Yeah, this timing issue is super common with real-time audio APIs. Don’t bother with word-per-minute calculations - they’re unreliable. I’d go with buffer-based sync instead, which I’ve used before with good results. Track the actual audio playback position instead of guessing. Modify your audio player to emit progress events as PCM data plays, then use those events to drive text scrolling. Way more accurate. Add a small delay buffer (100-200ms) between receiving audio chunks and starting text updates. This helps with WebSocket latency variations. Also try a sliding window approach - only scroll the visible text that matches the currently playing audio segment. Another thing that worked for me: request timing metadata from OpenAI if they provide it, or implement your own real-time audio analysis to detect speech pacing. You’ll get much better sync points than fixed WPM calculations, especially since the AI’s speaking rate changes a lot depending on content complexity.

Had this exact problem last month. You’re fighting two different timing domains - when WebSocket messages arrive vs when audio actually plays from your buffer.

Here’s what fixed it for me: build a time-offset correction system. Calculate the gap between when audio data arrives and when it starts playing, then apply that offset to your text scrolling.

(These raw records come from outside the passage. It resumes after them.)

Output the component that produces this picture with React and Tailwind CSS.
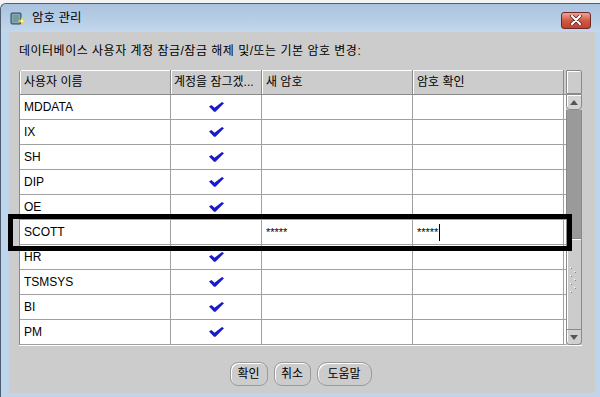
import React from "react";

const FONT = { fontFamily: '"Liberation Sans", "Noto Sans CJK KR", sans-serif' };

function Check() {
  return (
    <svg width="15" height="10" viewBox="0 0 15 10">
      <polygon points="0,4.5 2.5,3 5.5,5.8 13,0 15,1.2 6.5,9.8 5,9.8" fill="#1a1acc" />
    </svg>
  );
}

const rows = [
  ["MDDATA", true],
  ["IX", true],
  ["SH", true],
  ["DIP", true],
  ["OE", true],
  ["SCOTT", false],
  ["HR", true],
  ["TSMSYS", true],
  ["BI", true],
  ["PM", true],
];

function AppIcon() {
  return (
    <svg width="16" height="16" viewBox="0 0 16 16">
      <rect x="1" y="3" width="10" height="11" rx="1" fill="#6b8fa8" stroke="#2f4d63" strokeWidth="1" />
      <rect x="2.5" y="4.5" width="7" height="8" fill="#a8c8c0" />
      <line x1="4" y1="5" x2="4" y2="12" stroke="#3b6e78" />
      <line x1="6" y1="5" x2="6" y2="12" stroke="#3b6e78" />
      <line x1="8" y1="5" x2="8" y2="12" stroke="#3b6e78" />
      <polygon points="12,7 13,10 16,11 13,12 12,15 11,12 8,11 11,10" fill="#fff6a0" stroke="#e0c020" strokeWidth="0.5" />
    </svg>
  );
}

function Grip() {
  return (
    <svg width="10" height="28" viewBox="0 0 10 28">
      {[0, 4, 8, 12, 16, 20, 24].map((y, i) => (
        <g key={i}>
          <rect x={i % 2 === 0 ? 1 : 5} y={y} width="1" height="1" fill="#ffffff" />
          <rect x={i % 2 === 0 ? 2 : 6} y={y + 1} width="1" height="1" fill="#888888" />
        </g>
      ))}
    </svg>
  );
}

export default function App() {
  return (
    <div className="relative w-[600px] h-[397px] overflow-hidden bg-[#f0f0f0]" style={FONT}>
      <div className="h-[3px] bg-[#f4f4f4]" />
      <div className="flex flex-col w-[600px] h-[394px] rounded-tl-[6px] border-l border-t border-[#4e5d70] bg-[#bfd5ec]">
        {/* title bar */}
        <div className="h-[28px] flex items-center rounded-tl-[6px] bg-gradient-to-b from-[#a9c2de] to-[#c3d7ec] pl-[9px] pr-[9px]">
          <AppIcon />
          <span className="ml-[6px] text-[12.5px] text-black leading-none">암호 관리</span>
          <div className="flex-1" />
          <div className="w-[30px] h-[17px] mt-[4px] rounded-[3px] border border-[#6e2a2a] bg-gradient-to-b from-[#e9a495] via-[#d15a44] to-[#c0412c] flex items-center justify-center">
            <svg width="12" height="10" viewBox="0 0 12 10">
              <path d="M2 1 L10 9 M10 1 L2 9" stroke="#4a2020" strokeWidth="3.6" strokeLinecap="round" />
              <path d="M2 1 L10 9 M10 1 L2 9" stroke="#ffffff" strokeWidth="2.2" strokeLinecap="round" />
            </svg>
          </div>
        </div>
        {/* body with frame */}
        <div className="flex flex-1 pl-[8px]">
          <div className="w-[586px] h-[361px] bg-[#cccccc] flex flex-col pl-[10px]">
            <div className="h-[38px] flex items-center text-[12px] tracking-[0.5px] text-black">
              데이터베이스 사용자 계정 잠금/잠금 해제 및/또는 기본 암호 변경:
            </div>
            {/* table */}
            <div className="flex w-[563px]">
              <div className="w-[547px] border-l border-[#8a8a8a] rounded-tl-[3px] overflow-hidden">
                {/* header */}
                <div className="flex h-[25px] border-b border-[#8a8a8a] text-[12px] text-black">
                  <div className="w-[151px] border-r border-[#8a8a8a] shadow-[inset_1px_1px_0_#ffffff] flex items-center pl-[4px]">사용자 이름</div>
                  <div className="w-[91px] border-r border-[#8a8a8a] shadow-[inset_1px_1px_0_#ffffff] flex items-center pl-[3px] whitespace-nowrap overflow-hidden">계정을 잠그겠...</div>
                  <div className="w-[151px] border-r border-[#8a8a8a] shadow-[inset_1px_1px_0_#ffffff] flex items-center pl-[4px]">새 암호</div>
                  <div className="w-[151px] border-r border-[#8a8a8a] shadow-[inset_1px_1px_0_#ffffff] flex items-center pl-[4px]">암호 확인</div>
                </div>
                {rows.map(([name, checked]) => (
                  <div key={name} className="flex h-[25px] bg-white border-b border-[#a0a0a0] text-[12px] text-black">
                    <div className="w-[151px] border-r border-[#a0a0a0] flex items-center pl-[4px]">{name}</div>
                    <div className="w-[91px] border-r border-[#a0a0a0] flex items-center justify-center">
                      {checked ? <Check /> : null}
                    </div>
                    <div className="w-[151px] border-r border-[#a0a0a0] flex items-center pl-[4px] text-[11px]">
                      {name === "SCOTT" ? "*****" : ""}
                    </div>
                    <div className="w-[151px] border-r border-[#a0a0a0] flex items-center pl-[4px] text-[11px]">
                      {name === "SCOTT" ? (
                        <>
                          <span>*****</span>
                          <span className="ml-[1px] w-px h-[17px] bg-black" />
                        </>
                      ) : null}
                    </div>
                  </div>
                ))}
              </div>
              {/* scrollbar */}
              <div className="w-[16px] flex flex-col">
                <div className="h-[24px] border border-[#8a8a8a] shadow-[inset_1px_1px_0_#ffffff] rounded-tr-[2px] bg-[#cccccc]" />
                <div className="h-[16px] border border-[#8a8a8a] rounded-b-[4px] bg-[#d4d4d4] shadow-[inset_1px_1px_0_#ffffff] flex items-center justify-center">
                  <svg width="8" height="5" viewBox="0 0 8 5"><polygon points="0,5 8,5 4,0" fill="#555" /></svg>
                </div>
                <div className="h-[128px] bg-[#9a9a9a] border-x border-[#8a8a8a]" />
                <div className="h-[92px] bg-[#cccccc] border border-[#8a8a8a] shadow-[inset_1px_1px_0_#ffffff] flex items-start justify-center pt-[28px]">
                  <Grip />
                </div>
                <div className="h-[15px] border border-t-0 border-[#8a8a8a] rounded-b-[4px] bg-[#d0d0d0] flex items-center justify-center shadow-[inset_1px_0_0_#ffffff]">
                  <svg width="8" height="5" viewBox="0 0 8 5"><polygon points="0,0 8,0 4,5" fill="#555" /></svg>
                </div>
              </div>
            </div>
            <div className="w-[563px] h-px bg-white" />
            {/* buttons */}
            <div className="flex justify-center gap-[6px] pt-[16px] pr-[13px] text-[12px] text-black">
              <button className="w-[38px] h-[24px] rounded-[8px] border border-[#9a9a9a] shadow-[inset_1px_1px_0_#ffffff] bg-[#cccccc]">확인</button>
              <button className="w-[37px] h-[24px] rounded-[8px] border border-[#9a9a9a] shadow-[inset_1px_1px_0_#ffffff] bg-[#cccccc]">취소</button>
              <button className="w-[55px] h-[24px] rounded-[10px] border border-[#9a9a9a] shadow-[inset_1px_1px_0_#ffffff] bg-[#cccccc]">도움말</button>
            </div>
          </div>
        </div>
      </div>
      {/* annotation highlight */}
      <div className="absolute left-[8px] top-[214px] w-[564px] h-[37px] border-[5px] border-black" />
    </div>
  );
}
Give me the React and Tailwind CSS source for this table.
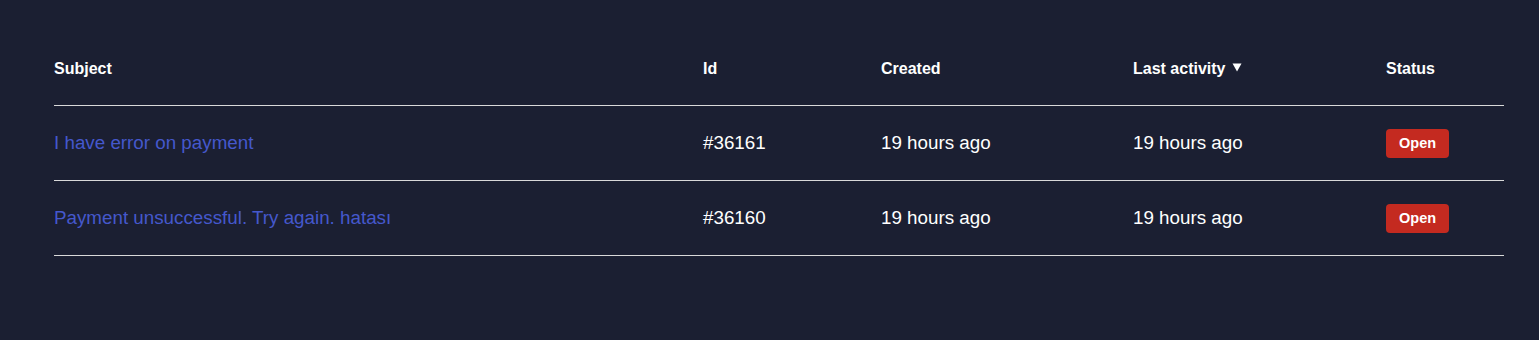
import React from "react";

const COLS = "grid grid-cols-[649px_178px_252px_253px_1fr]";

const tickets = [
    { subject: "I have error on payment", id: "#36161", created: "19 hours ago", last: "19 hours ago", status: "Open" },
    { subject: "Payment unsuccessful. Try again. hatası", id: "#36160", created: "19 hours ago", last: "19 hours ago", status: "Open" },
];

function SortCaret() {
    return (
        <svg width="10" height="9" viewBox="0 0 10 9" className="ml-[7px] mt-[-3px]">
            <path d="M0.5 0.5 H9.5 L5 8.5 Z" fill="#ffffff" />
        </svg>
    );
}

export default function App() {
    return (
        <div
            className="min-h-[340px] w-full bg-[#1b1f32] pl-[54px] pr-[35px] pt-[60px]"
            style={{ fontFamily: '"Liberation Sans", Arial, sans-serif' }}
        >
            {/* header */}
            <div className={`${COLS} border-b border-[#d9d9d9] pb-[27px] text-[16px] font-bold leading-[18px] text-white`}>
                <div>Subject</div>
                <div>Id</div>
                <div>Created</div>
                <div className="flex items-center">
                    Last activity
                    <SortCaret />
                </div>
                <div>Status</div>
            </div>

            {/* rows */}
            {tickets.map((t) => (
                <div
                    key={t.id}
                    className={`${COLS} h-[75px] items-center border-b border-[#d9d9d9] text-[18.8px] leading-[22px] text-white`}
                >
                    <a href="#" className="text-[#4558cc]">
                        {t.subject}
                    </a>
                    <div>{t.id}</div>
                    <div>{t.created}</div>
                    <div>{t.last}</div>
                    <div>
                        <span className="inline-flex h-[29px] items-center rounded-[4px] bg-[#c42a20] px-[13px] text-[14.5px] font-bold text-white">
                            {t.status}
                        </span>
                    </div>
                </div>
            ))}
        </div>
    );
}
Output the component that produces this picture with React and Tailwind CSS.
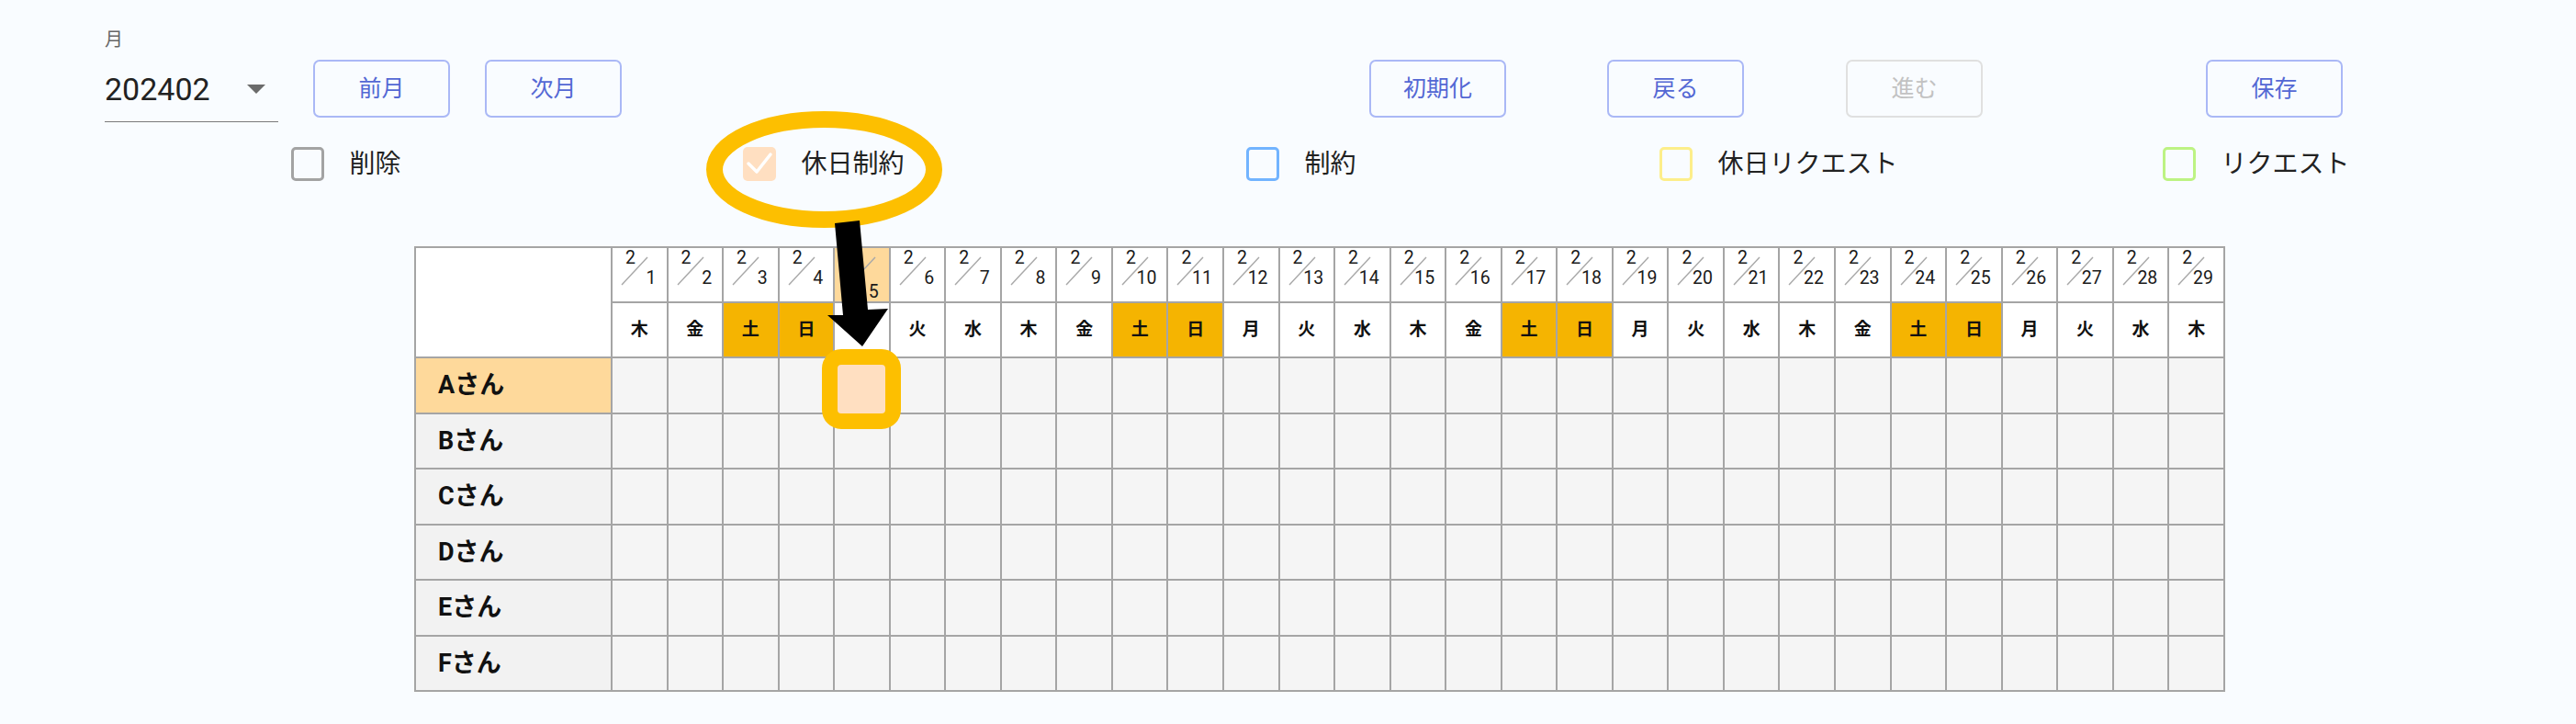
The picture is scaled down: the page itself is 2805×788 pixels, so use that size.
import React from 'react';

const WEEK = ['日', '月', '火', '水', '木', '金', '土'];
const DAYS = Array.from({ length: 29 }, (_, i) => i + 1);
const STAFF = ['A', 'B', 'C', 'D', 'E', 'F'];

function OutlineButton({ children, disabled }) {
  return (
    <button
      className={`w-[149px] h-[63px] rounded-[7px] border-2 bg-transparent text-[25px] leading-none
        ${disabled ? 'border-[#e0e0e0] text-[#c2c2c2]' : 'border-[#aab8f6] text-[#5468d4]'}`}
    >
      {children}
    </button>
  );
}

function Legend({ label, color, checked }) {
  return (
    <div className="flex items-center justify-center gap-[27px]">
      {checked ? (
        <div className="w-[36px] h-[37px] rounded-[5px] bg-[#ffdfc1] flex items-center justify-center">
          <svg width="36" height="37" viewBox="0 0 36 37">
            <polyline points="6,18 15,27 30,8" fill="none" stroke="#ffffff" strokeWidth="3.5" strokeLinecap="round" strokeLinejoin="round" />
          </svg>
        </div>
      ) : (
        <div className={`w-[36px] h-[37px] rounded-[5px] border-[3.5px] ${color}`} />
      )}
      <span className="text-[28px] leading-[37px] text-[#222]">{label}</span>
    </div>
  );
}

function DateCell({ d }) {
  const highlighted = d === 5;
  return (
    <th className={`relative p-0 align-top border-2 border-[#a5a5a5] font-normal ${highlighted ? 'bg-[#fed99b]' : 'bg-white'}`}>
      <svg className="absolute left-0 top-0" width="60" height="58" viewBox="0 0 60 58">
        {highlighted ? (
          <line x1="16" y1="40" x2="44" y2="10" stroke="#a8a8a8" strokeWidth="1.4" />
        ) : (
          <line x1="10" y1="40" x2="38" y2="10" stroke="#a8a8a8" strokeWidth="1.4" />
        )}
      </svg>
      <div className="relative flex flex-col pt-[1px] text-[19.5px] leading-[20px] text-[#1a1a1a]">
        <span className="pl-[14px] text-left">2</span>
        <span className={`pr-[11px] text-right ${highlighted ? 'mt-[17px]' : 'mt-[2px]'}`}>{d}</span>
      </div>
    </th>
  );
}

export default function App() {
  return (
    <div
      className="relative w-[2805px] h-[788px] bg-[#f9fcff] overflow-hidden"
      style={{ fontFamily: 'Roboto, "Noto Sans CJK JP", sans-serif' }}
    >
      {/* top controls */}
      <div className="flex items-start pl-[114px] pt-[31px]">
        <div className="w-[189px] border-b border-[#7a7a7a] pb-[15px]">
          <div className="text-[20px] leading-[24px] text-[#666]">月</div>
          <div className="flex items-center justify-between mt-[22px] h-[40px] pr-[14px]">
            <span className="text-[34px] leading-[40px] text-[#222]">202402</span>
            <svg width="20" height="11" viewBox="0 0 20 11">
              <polygon points="0,0 20,0 10,10" fill="#6b6b6b" />
            </svg>
          </div>
        </div>
        <div className="flex gap-[38px] ml-[38px] mt-[34px]">
          <OutlineButton>前月</OutlineButton>
          <OutlineButton>次月</OutlineButton>
        </div>
        <div className="flex ml-[814px] mt-[34px]">
          <OutlineButton>初期化</OutlineButton>
          <div className="ml-[110px]">
            <OutlineButton>戻る</OutlineButton>
          </div>
          <div className="ml-[111px]">
            <OutlineButton disabled>進む</OutlineButton>
          </div>
          <div className="ml-[243px]">
            <OutlineButton>保存</OutlineButton>
          </div>
        </div>
      </div>

      {/* legend */}
      <div className="grid grid-cols-5 w-[2600px] ml-[117px] mt-[27px]">
        <Legend label="削除" color="border-[#a3a3a3]" />
        <Legend label="休日制約" checked />
        <Legend label="制約" color="border-[#72b4ff]" />
        <Legend label="休日リクエスト" color="border-[#fdee8a]" />
        <Legend label="リクエスト" color="border-[#bdf383]" />
      </div>

      {/* schedule table */}
      <div className="ml-[451px] mt-[71px]">
        <table className="table-fixed border-collapse w-[1972px]">
          <colgroup>
            <col className="w-[214px]" />
            {DAYS.map((d) => (
              <col key={d} />
            ))}
          </colgroup>
          <thead>
            <tr className="h-[60px]">
              <th rowSpan={2} className="bg-white border-2 border-[#a5a5a5]" />
              {DAYS.map((d) => (
                <DateCell key={d} d={d} />
              ))}
            </tr>
            <tr className="h-[60px]">
              {DAYS.map((d) => {
                const w = (3 + d) % 7;
                const weekend = w === 0 || w === 6;
                return (
                  <th
                    key={d}
                    className={`p-0 border-2 border-[#a5a5a5] text-[19px] font-bold text-[#111] ${weekend ? 'bg-[#f5b401]' : 'bg-white'}`}
                  >
                    {WEEK[w]}
                  </th>
                );
              })}
            </tr>
          </thead>
          <tbody>
            {STAFF.map((s) => (
              <tr key={s} className="h-[60.5px]">
                <td
                  className={`border-2 border-[#a5a5a5] pl-[24px] text-[27px] font-bold text-[#111] ${s === 'A' ? 'bg-[#fed99b]' : 'bg-[#f2f2f2]'}`}
                >
                  {s}さん
                </td>
                {DAYS.map((d) => (
                  <td key={d} className="border-2 border-[#a5a5a5] bg-[#f5f5f5]" />
                ))}
              </tr>
            ))}
          </tbody>
        </table>
      </div>

      {/* annotation: ellipse round the legend item */}
      <svg className="absolute left-[760px] top-[112px]" width="280" height="150" viewBox="0 0 280 150">
        <ellipse cx="137.5" cy="72.5" rx="119.5" ry="54.5" fill="none" stroke="#fdbf00" strokeWidth="18" />
      </svg>

      {/* annotation: highlighted cell */}
      <div className="absolute left-[895px] top-[380px] w-[86px] h-[87px] rounded-[21px] border-[17px] border-[#fdbf00] bg-[#ffdfc1]" />

      {/* annotation: arrow */}
      <svg className="absolute left-[890px] top-[230px]" width="90" height="160" viewBox="0 0 90 160">
        <polygon points="19,13 46,10 55,107 77,106 49,147 11,113 28,113" fill="#000000" />
      </svg>
    </div>
  );
}
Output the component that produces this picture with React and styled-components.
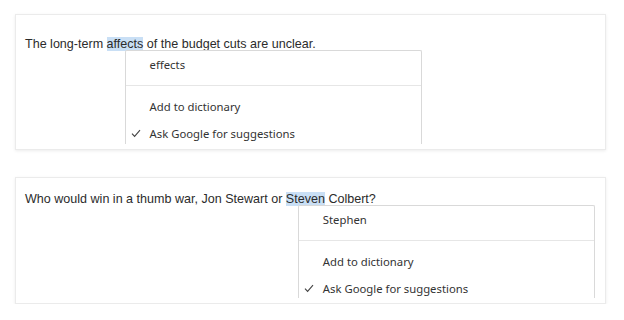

Your conversation.updated handler should record both message.timestamp and current audio playback position. This creates a mapping between text chunks and their real playback timing.

Don’t try predicting scroll duration - instead, reactively adjust scroll position based on actual audio progress events. PCM streaming has variable latency depending on buffer states, so you need continuous calibration, not one-time sync.

That smooth easing function looks nice but it’s working against you. Linear interpolation between known audio position checkpoints maintains sync accuracy way better.

the 150wpm thing is broken - don’t bother with it. use audiocontext.currentTime instead to track where you actually are in playback. way more reliable. i timestamp each text chunk as it comes in, then sync scrolling by comparing audio.currentTime against those timestamps. works great once you factor in browser buffering (usually 50-100ms delay).